La réduction des effectifs dans les services publics est encore une attaque contre les salariés, et doublement. D'abord parce que moins d'infirmières, moins d'enseignants, moins d'agents des transports publics, moins de facteurs, cela dégradera encore plus la qualité des services publics. Mais aussi parce que réduire les effectifs des services publics, c'est aggraver le chômage à un moment où le patronat procède à tour de bras à des licenciements collectifs, où des villes et des régions entières se transforment en zones sinistrées.

L'État, qui se refuse à empêcher les grandes entreprises de procéder à ces licenciements, devrait au moins créer lui-même des emplois. Mais l'État-patron, au contraire, en supprime.

Tous les travailleurs ont pu constater comment leur sort se dégrade au fil des ans. Cette dégradation est catastrophique dans certaines régions où les fermetures d'entreprises plongent une partie de la population dans la pauvreté.

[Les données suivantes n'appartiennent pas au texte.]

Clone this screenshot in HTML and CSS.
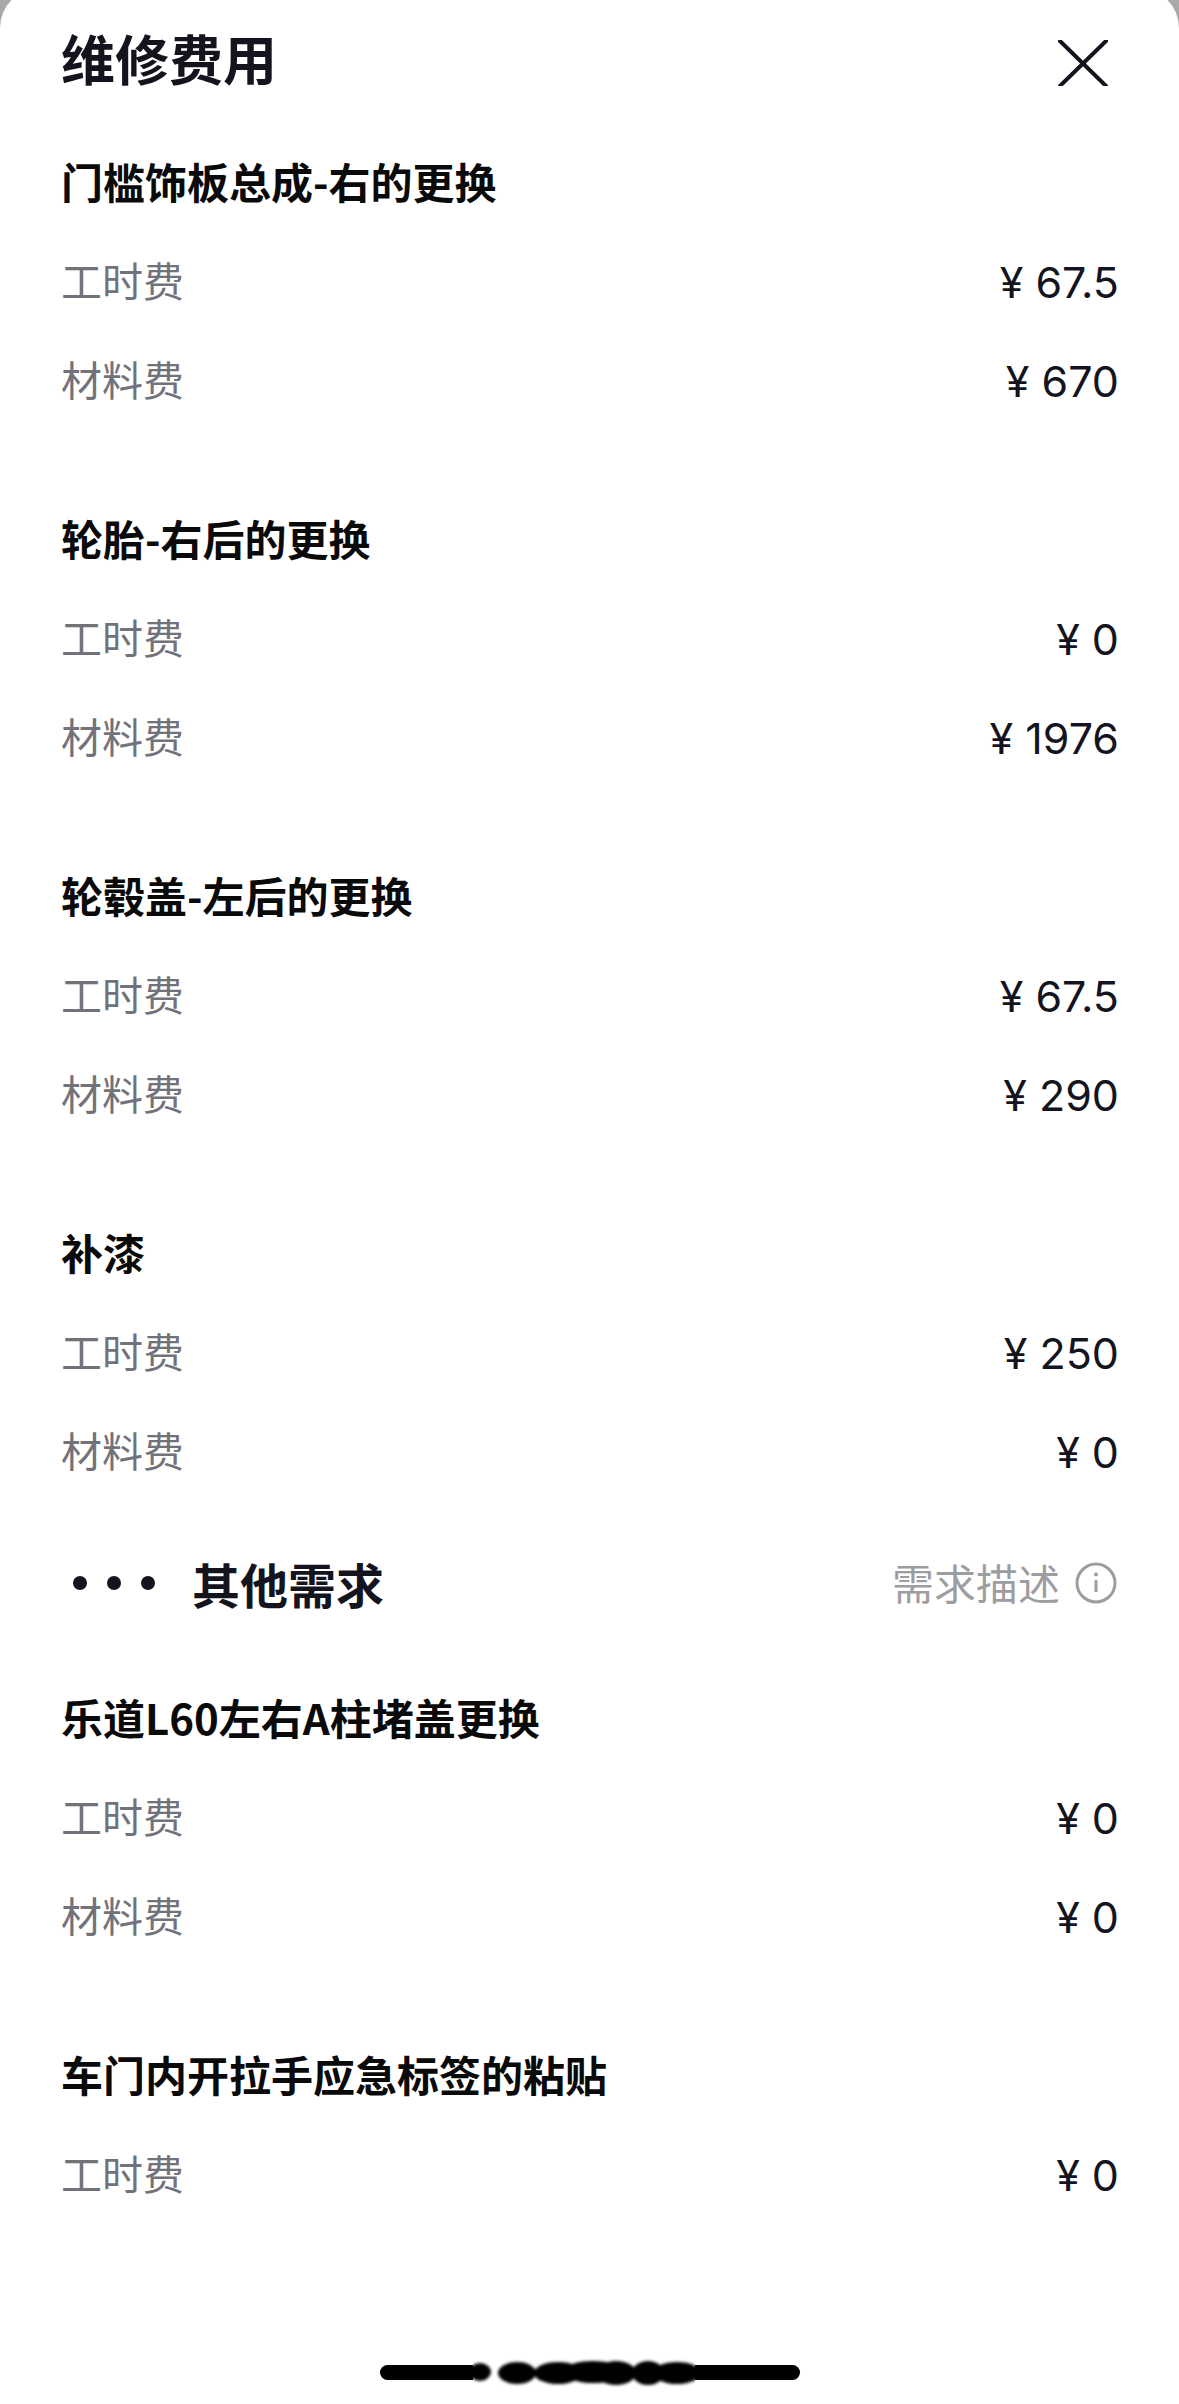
FILE: index.html
```html
<!DOCTYPE html>
<html lang="zh-CN">
<head>
  <meta charset="UTF-8" />
  <title>维修费用</title>
  <link rel="stylesheet" href="styles.css">
</head>
<body>
  <div class="sheet">

    <div class="sheet-header">
      <h1>维修费用</h1>
      <svg class="close-icon" width="50" height="46" viewBox="0 0 50 46">
        <path d="M2 1 L48 46 M48 1 L2 46" fill="none" stroke="#14141f" stroke-width="4" stroke-linecap="round"/>
      </svg>
    </div>

    <div class="group">
      <div class="group-title">门槛饰板总成-右的更换</div>
      <div class="row"><span class="label">工时费</span><span class="price">¥ 67.5</span></div>
      <div class="row"><span class="label">材料费</span><span class="price">¥ 670</span></div>
    </div>

    <div class="group">
      <div class="group-title">轮胎-右后的更换</div>
      <div class="row"><span class="label">工时费</span><span class="price">¥ 0</span></div>
      <div class="row"><span class="label">材料费</span><span class="price">¥ 1976</span></div>
    </div>

    <div class="group">
      <div class="group-title">轮毂盖-左后的更换</div>
      <div class="row"><span class="label">工时费</span><span class="price">¥ 67.5</span></div>
      <div class="row"><span class="label">材料费</span><span class="price">¥ 290</span></div>
    </div>

    <div class="group tight">
      <div class="group-title">补漆</div>
      <div class="row"><span class="label">工时费</span><span class="price">¥ 250</span></div>
      <div class="row"><span class="label">材料费</span><span class="price">¥ 0</span></div>
    </div>

    <div class="other-head">
      <div class="other-left">
        <div class="dots"><i></i><i></i><i></i></div>
        <h2>其他需求</h2>
      </div>
      <div class="other-right">
        <span class="label">需求描述</span>
        <svg width="42" height="42" viewBox="0 0 42 42">
          <circle cx="21" cy="21" r="19" fill="none" stroke="#9c9da1" stroke-width="3"/>
          <circle cx="21" cy="12.5" r="2" fill="#9c9da1"/>
          <path d="M21 18 V30" stroke="#9c9da1" stroke-width="3" fill="none"/>
        </svg>
      </div>
    </div>

    <div class="group first">
      <div class="group-title">乐道L60左右A柱堵盖更换</div>
      <div class="row"><span class="label">工时费</span><span class="price">¥ 0</span></div>
      <div class="row"><span class="label">材料费</span><span class="price">¥ 0</span></div>
    </div>

    <div class="group">
      <div class="group-title">车门内开拉手应急标签的粘贴</div>
      <div class="row"><span class="label">工时费</span><span class="price">¥ 0</span></div>
    </div>

  </div>

  <!-- home indicator, the middle is smudged by a watermark -->
  <div class="home-bar"></div>
  <svg class="smudge" width="222" height="50" viewBox="0 0 222 50">
    <defs><filter id="soft"><feGaussianBlur stdDeviation="1.5"/></filter></defs>
    <rect x="0" y="0" width="222" height="50" fill="#fff"/>
    <g filter="url(#soft)" fill="#000">
      <ellipse cx="7" cy="24" rx="11" ry="9"/>
      <ellipse cx="44" cy="25" rx="19" ry="11"/>
      <ellipse cx="85" cy="25" rx="24" ry="11"/>
      <ellipse cx="120" cy="24" rx="30" ry="11"/>
      <ellipse cx="143" cy="25" rx="20" ry="12"/>
      <ellipse cx="175" cy="25" rx="16" ry="12"/>
      <ellipse cx="204" cy="25" rx="24" ry="11"/>
    </g>
  </svg>
</body>
</html>
```

FILE: styles.css
```css
* { margin: 0; padding: 0; box-sizing: border-box; }

body {
  width: 1179px;
  height: 2404px;
  background: #a9a9a9;
  font-family: "Inter", "Noto Sans CJK SC", sans-serif;
  position: relative;
  overflow: hidden;
}

/* top edge sits a little above the crop, so the corners look small */
.sheet {
  height: 2416px;
  margin-top: -12px;
  background: #fff;
  border-radius: 40px 40px 0 0;
  padding: 0 60px 0 61px;
}

/* Title row */
.sheet-header {
  height: 143px;
  padding-top: 32px;
  display: flex;
  justify-content: space-between;
  align-items: flex-start;
}
.sheet-header h1 {
  font-size: 54px;
  line-height: 76px;
  font-weight: 700;
  color: #14141f;
  font-family: "Noto Sans CJK SC", sans-serif;
}
.close-icon { margin: 20px 11px 0 0; }

/* Fee groups */
.group { margin-bottom: 60px; }
.group.tight { margin-bottom: 0; }
.group.first { margin-top: 35px; }

.group-title {
  height: 99px;
  line-height: 99px;
  font-size: 42px;
  font-weight: 700;
  color: #0a0a0a;
  font-family: "Noto Sans CJK SC", sans-serif;
}

.row {
  height: 99px;
  display: flex;
  justify-content: space-between;
  align-items: center;
  font-size: 41px;
  color: #72737a;
}
.label {
  font-family: "Noto Sans CJK SC", sans-serif;
  padding-bottom: 2px;
}
.price {
  font-family: "Inter", sans-serif;
  font-size: 43px;
  color: #14141f;
  padding-top: 4px;
}

/* Other requirements heading */
.other-head {
  height: 99px;
  margin-top: 34px;
  display: flex;
  justify-content: space-between;
  align-items: center;
}
.other-left { display: flex; align-items: center; gap: 37px; }
.dots { display: flex; gap: 20px; margin-left: 12px; }
.dots i {
  width: 14px;
  height: 14px;
  border-radius: 50%;
  background: #14141f;
}
.other-left h2 {
  font-size: 48px;
  font-weight: 700;
  color: #14141f;
  font-family: "Noto Sans CJK SC", sans-serif;
}
.other-right {
  display: flex;
  align-items: center;
  gap: 15px;
  font-size: 42px;
  color: #9c9da1;
  margin-right: 2px;
}

/* Bottom bar */
.home-bar {
  position: absolute;
  left: 380px;
  top: 2365px;
  width: 420px;
  height: 15px;
  border-radius: 8px;
  background: #000;
}
.smudge {
  position: absolute;
  left: 473px;
  top: 2348px;
}
```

Les attaques ont beau être diverses, tout dépend du rapport de forces global entre le patronat et le gouvernement, d'un côté, et l'ensemble du monde du travail, de l'autre. Nous ne pouvons pas laisser notre sort se dégrader. Les enseignants qui ne l'acceptent pas et qui le font savoir par des grèves et des manifestations ont raison et montrent la voie.

Les confédérations syndicales appellent à une journée de grève et de manifestations le 13 mai. Même si elles le font avec des préoccupations de boutique en commençant à brader certains des intérêts essentiels des travailleurs, il est vital que la journée du 13 mai soit massivement suivie. Car si le succès de la journée est vraiment perceptible par tous, il pourra convaincre qu'il faut aller au-delà des journées d'action symboliques.

Si une partie des travailleurs mis en mouvement le 13 mai continuaient le lendemain, ce serait une pression sur les confédérations pour qu'elles continuent. Et, pour le patronat et le gouvernement, ce serait le signe que quelque chose est en train de changer dans le monde du travail.